■ Exercise input
*****

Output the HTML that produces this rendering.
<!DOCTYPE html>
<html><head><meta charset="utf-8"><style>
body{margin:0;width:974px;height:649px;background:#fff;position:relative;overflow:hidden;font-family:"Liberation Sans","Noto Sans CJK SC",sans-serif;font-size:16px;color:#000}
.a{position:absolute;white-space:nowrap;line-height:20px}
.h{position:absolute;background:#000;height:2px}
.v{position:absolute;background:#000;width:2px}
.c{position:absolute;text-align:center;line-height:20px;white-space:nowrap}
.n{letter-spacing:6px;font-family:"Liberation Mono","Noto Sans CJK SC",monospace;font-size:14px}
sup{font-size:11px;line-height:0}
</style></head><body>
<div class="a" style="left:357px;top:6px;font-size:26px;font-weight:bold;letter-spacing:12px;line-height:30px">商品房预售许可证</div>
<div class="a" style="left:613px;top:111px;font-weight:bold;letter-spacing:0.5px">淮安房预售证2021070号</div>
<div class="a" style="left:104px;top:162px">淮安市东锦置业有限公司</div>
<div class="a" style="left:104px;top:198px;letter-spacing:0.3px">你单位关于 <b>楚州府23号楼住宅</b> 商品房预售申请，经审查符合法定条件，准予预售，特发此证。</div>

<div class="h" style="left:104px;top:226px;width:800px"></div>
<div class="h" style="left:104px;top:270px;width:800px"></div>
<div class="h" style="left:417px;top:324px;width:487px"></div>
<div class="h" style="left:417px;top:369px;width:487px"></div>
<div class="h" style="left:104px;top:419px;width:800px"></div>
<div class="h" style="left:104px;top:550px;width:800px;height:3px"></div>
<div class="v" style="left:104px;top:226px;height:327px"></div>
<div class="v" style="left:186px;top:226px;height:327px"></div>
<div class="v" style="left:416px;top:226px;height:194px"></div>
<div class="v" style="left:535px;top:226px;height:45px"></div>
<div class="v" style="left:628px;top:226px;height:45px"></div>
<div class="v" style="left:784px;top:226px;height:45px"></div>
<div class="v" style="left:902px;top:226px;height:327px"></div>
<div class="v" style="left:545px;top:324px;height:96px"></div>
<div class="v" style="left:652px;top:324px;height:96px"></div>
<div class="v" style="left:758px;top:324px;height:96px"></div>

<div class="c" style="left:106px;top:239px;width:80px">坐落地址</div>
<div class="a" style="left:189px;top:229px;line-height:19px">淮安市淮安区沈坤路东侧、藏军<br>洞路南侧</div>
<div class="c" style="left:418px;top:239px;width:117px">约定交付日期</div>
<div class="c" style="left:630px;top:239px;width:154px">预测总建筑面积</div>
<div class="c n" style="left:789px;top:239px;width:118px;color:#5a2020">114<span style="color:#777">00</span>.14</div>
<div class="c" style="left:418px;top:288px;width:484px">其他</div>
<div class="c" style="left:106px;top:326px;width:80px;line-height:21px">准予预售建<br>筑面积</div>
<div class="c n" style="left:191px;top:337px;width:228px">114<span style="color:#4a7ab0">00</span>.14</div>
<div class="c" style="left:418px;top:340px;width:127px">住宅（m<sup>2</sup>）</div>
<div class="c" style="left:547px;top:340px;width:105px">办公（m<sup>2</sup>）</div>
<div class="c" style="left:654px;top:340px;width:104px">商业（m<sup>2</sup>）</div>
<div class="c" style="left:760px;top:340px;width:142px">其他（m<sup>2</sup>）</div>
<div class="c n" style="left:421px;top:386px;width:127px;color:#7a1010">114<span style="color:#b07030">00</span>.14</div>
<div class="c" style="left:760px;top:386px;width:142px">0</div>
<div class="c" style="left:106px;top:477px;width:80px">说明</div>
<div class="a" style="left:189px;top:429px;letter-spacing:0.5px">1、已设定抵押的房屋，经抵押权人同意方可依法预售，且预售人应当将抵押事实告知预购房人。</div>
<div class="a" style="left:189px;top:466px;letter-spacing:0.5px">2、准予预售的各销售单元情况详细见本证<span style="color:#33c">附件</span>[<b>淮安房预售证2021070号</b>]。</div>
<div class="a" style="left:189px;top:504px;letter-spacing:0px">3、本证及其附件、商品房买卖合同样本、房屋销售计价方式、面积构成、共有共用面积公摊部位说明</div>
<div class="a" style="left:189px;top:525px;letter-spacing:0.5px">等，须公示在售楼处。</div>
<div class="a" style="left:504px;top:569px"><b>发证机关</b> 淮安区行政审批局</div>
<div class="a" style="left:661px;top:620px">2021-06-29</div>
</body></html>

*****

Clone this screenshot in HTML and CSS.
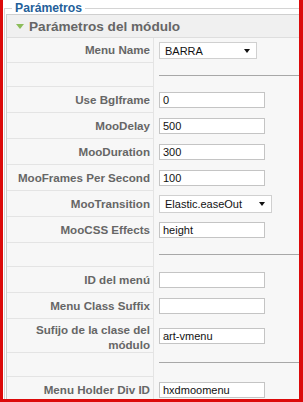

*****

■ Exercise requirements
Work through the records line by line and tally those holding "this". Reply with the number alone.

■ The completed task
2